Masipa: Pistorius's disability no excuse for his actions

She indicated Pistorius may be convicted of culpable homicide but will only hand down her verdict tomorrow.

Cellphone image showing paralympian Oscar Pistorius leaving the High Court in Pretoria on Thursday, 11 September 2014. Picture: Sapa.

PRETORIA - Judge Thokozile Masipa says Oscar Pistorius's disability is no excuse for his actions when he shot and killed Reeva Steenkamp as there are many vulnerable groups in the country.

Masipa began handing down judgment today in the North Gauteng High Court in Pretoria in one of the most highly-anticipated court rulings in the country's legal history.

Only the second black woman to rise to the bench in South Africa, Masipa read out her verdict calmly and seemingly impervious to the global interest in a case that has drawn comparisons to the 1995 murder trial of American football star OJ Simpson.

The judge postponed proceedings until 9:30 tomorrow morning.

Pistorius, the double amputee who became one of the biggest names in athletics, shot dead his model and law graduate girlfriend Reeva Steenkamp on Valentine's Day last year.

Since the news first broke on the morning of 14 February last year, the case has gripped millions around the world who saw Pistorius as the embodiment of triumph over adversity, a man whose lower legs were amputated as a baby but who reached the semi-finals of the 400 metres at the London Olympics in 2012.

Masipa indicated that Pistorius may be convicted of culpable homicide but will only hand down her verdict tomorrow.

She said the court had found that Pistorius acted hastily and with excessive force when he shot and killed Steenkamp.

Pistorius's legal team spent a large amount of time arguing that the athlete could not be found guilty because he was vulnerable due to his disability.

Masipa said she took this into consideration, but she disagreed.

The judge said many people were subjected to crime in this country and felt vulnerable for a variety of reasons.

She also said Pistorius was a poor and evasive witness who lost composure under cross-examination and even contradicted his legal team's arguments.

At the same time, she said he couldn't have foreseen that opening fire at the bathroom door would have resulted in someone being killed.

Pistorius was ushered away from the court soon after proceedings were adjourned this afternoon.

Pistorius was driven to his uncle Arnold's house in Waterkloof, east of Pretoria, by his bodyguards driving in a white SUV with tinted windows.

The Paralympian was sitting in between two of his bodyguards on the back seat and appeared exhausted after today's proceedings at the High Court in Pretoria.

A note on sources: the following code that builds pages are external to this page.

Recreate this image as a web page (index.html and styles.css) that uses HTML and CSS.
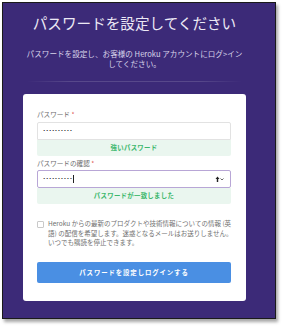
FILE: index.html
```html
<!DOCTYPE html>
<html lang="ja">
<head>
<meta charset="utf-8">
<link rel="stylesheet" href="styles.css">
</head>
<body>
<div class="frame">
  <h1 class="title">パスワードを設定してください</h1>
  <p class="subtitle">パスワードを設定し、お客様の Heroku アカウントにログ&gt;イン<br>してください。</p>
  <div class="divider"></div>
  <div class="card">
    <label class="label">パスワード <span class="req">*</span></label>
    <div class="input"><span class="dots">••••••••••</span></div>
    <div class="ok">強いパスワード</div>
    <label class="label label2">パスワードの確認 <span class="req">*</span></label>
    <div class="input focus"><span class="dots">••••••••••</span><span class="caret"></span>
      <svg class="keyicon" width="9" height="6" viewBox="0 0 9 6"><path d="M2.5 0.5 L0.5 3 L1.8 3 L1.8 6 L3.2 6 L3.2 3 L4.5 3 Z" fill="#222"/><path d="M5.5 2.5 L7 4 L8.5 2.5" fill="none" stroke="#555" stroke-width="0.9"/></svg>
    </div>
    <div class="ok">パスワードが一致しました</div>
    <div class="optin">
      <span class="box"></span>
      <p class="optin-text">Heroku からの最新のプロダクトや技術情報についての情報 (英<br>語) の配信を希望します。迷惑となるメールはお送りしません。<br>いつでも購読を停止できます。</p>
    </div>
    <button class="btn">パスワードを設定しログインする</button>
  </div>
</div>
</body>
</html>
```
FILE: styles.css
```css
html, body {
  margin: 0;
  padding: 0;
  background: #ffffff;
}
body {
  font-family: "Noto Sans CJK JP", "Noto Sans", sans-serif;
  width: 283px;
  height: 327px;
  overflow: hidden;
}
.frame {
  margin: 2px 0 0 2px;
  border: 1px solid #1a1a1a;
  background: #3c2a78;
  box-shadow: 2px 3px 3px rgba(0, 0, 0, 0.35);
  padding: 0 29px 0 20px;
  box-sizing: border-box;
  width: 274px;
  height: 317px;
  display: flex;
  flex-direction: column;
}
.title {
  margin: 10px 0 0;
  font-size: 14.6px;
  line-height: 20px;
  font-weight: 400;
  color: #ece9f5;
  text-align: center;
  white-space: nowrap;
}
.subtitle {
  margin: 16px 0 0;
  font-size: 7.6px;
  line-height: 10px;
  color: #d9d5ea;
  text-align: center;
  white-space: nowrap;
}
.divider {
  margin: 12px 4px 0;
  height: 1px;
  background: linear-gradient(90deg, rgba(255,255,255,0), rgba(255,255,255,0.14) 20%, rgba(255,255,255,0.14) 80%, rgba(255,255,255,0));
}
.card {
  margin-top: 12px;
  background: #ffffff;
  border-radius: 3px;
  padding: 15px 15px 18px 14px;
  display: flex;
  flex-direction: column;
}
.label {
  font-size: 6.6px;
  line-height: 10px;
  color: #6b6b6b;
  white-space: nowrap;
}
.label2 {
  margin-top: 2px;
}
.req {
  color: #e0524f;
}
.input {
  margin-top: 3px;
  height: 18px;
  box-sizing: border-box;
  border: 1px solid #e2e2e2;
  border-radius: 2px 2px 0 0;
  display: flex;
  align-items: center;
  padding: 0 5px;
}
.input.focus {
  margin-top: 2px;
  border-color: #b8a6d6;
  border-radius: 2px;
}
.dots {
  font-family: "DejaVu Sans", sans-serif;
  font-size: 4px;
  letter-spacing: 0.6px;
  color: #333;
  line-height: 1;
}
.caret {
  width: 1px;
  height: 8px;
  background: #222;
  margin-left: 0;
}
.keyicon {
  margin-left: auto;
  margin-right: 1px;
}
.ok {
  height: 16px;
  background: #eaf6ef;
  border-radius: 0 0 2px 2px;
  color: #3db86d;
  font-size: 6.4px;
  font-weight: 700;
  letter-spacing: 0.3px;
  line-height: 16px;
  text-align: center;
  white-space: nowrap;
}
.optin {
  margin-top: 15px;
  display: flex;
  align-items: flex-start;
}
.box {
  flex: none;
  width: 5px;
  height: 5px;
  border: 1px solid #c9c9c9;
  border-radius: 1px;
  margin-top: 2px;
  margin-right: 4px;
}
.optin-text {
  margin: 0;
  font-size: 6.5px;
  line-height: 9.5px;
  color: #707070;
  white-space: nowrap;
}
.btn {
  margin-top: 14px;
  height: 21px;
  border: none;
  border-radius: 2px;
  background: #4a8fe3;
  color: #ffffff;
  font-family: inherit;
  font-size: 6.4px;
  font-weight: 700;
  letter-spacing: 0.9px;
  padding: 0;
}
```
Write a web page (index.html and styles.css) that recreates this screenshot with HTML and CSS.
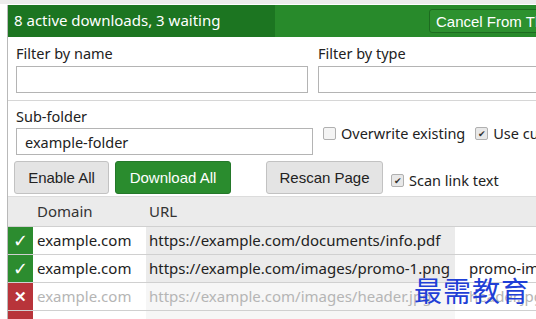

His uncle had arrived earlier in a white Mercedes-Benz.

Arnold emerged from his home and offered a group of journalists standing outside something to eat and drink.

He offered some juice, water and fruit before driving off.


There's been mixed reaction to today's proceedings.

Former High Court judge Willem Heath said Masipa has done well to restore confidence in South Africa's legal system.

But the ANC Women's League's Jackie Mofokeng disagree.

Outside the court, many questioned Masipa's findings while others simply said they were relieved

At the same time, Masipa's decision not to convict Pistorius of murder or premeditated murder has triggered shock and anger from locals in Port Elizabeth where Steenkamp grew up.

There appears to be a sombre and reserved mood among friends and acquaintances.

While some locals at the Steenkamp family's pub,The Barking Spider, refused to speak to the media, others didn't hold back after hearing that Pistorius was found not guilty of murder.

A man who knows the Steenkamp family said they have been under huge strain.

"I don't even want to think about it because it will break the family down so much."

Many residents said that despite today's judgment, they still believe Pistorius murdered his girlfriend.


Earlier, Masipa cleared Pistorius of all murder charges, saying Pistorius could not be found guilty of murder dolus eventualis.

"Clearly he did not subjectively foresee this as a possibility that he would kill the person behind the door, let alone the deceased as he thought she was in the bedroom," Masipa told a packed court, as tears streamed down Pistorius's face.

"The accused therefore cannot be found guilty of murder dolus eventualis. That, however, is not the end of the matter as culpable homicide is a competent verdict."

This came after she ruled out premeditated murder, saying the state had failed to prove beyond reasonable doubt that Pistorius meant to kill Steenkamp.

She said the state failed to show direct intention, let alone premeditation.

Masipa said the timeline of events tipped the scales in favour of the accused's version.

But she said the accused was not truthful when asked what his intention was when he armed himself.

"He was not truthful about intentions. He was not candid with the court when he said he did not have intention to shoot."

The judge said another question is why the accused fired four shots and not just one.

"The deceased was killed in peculiar circumstances. Why did the accused not ascertain her location?"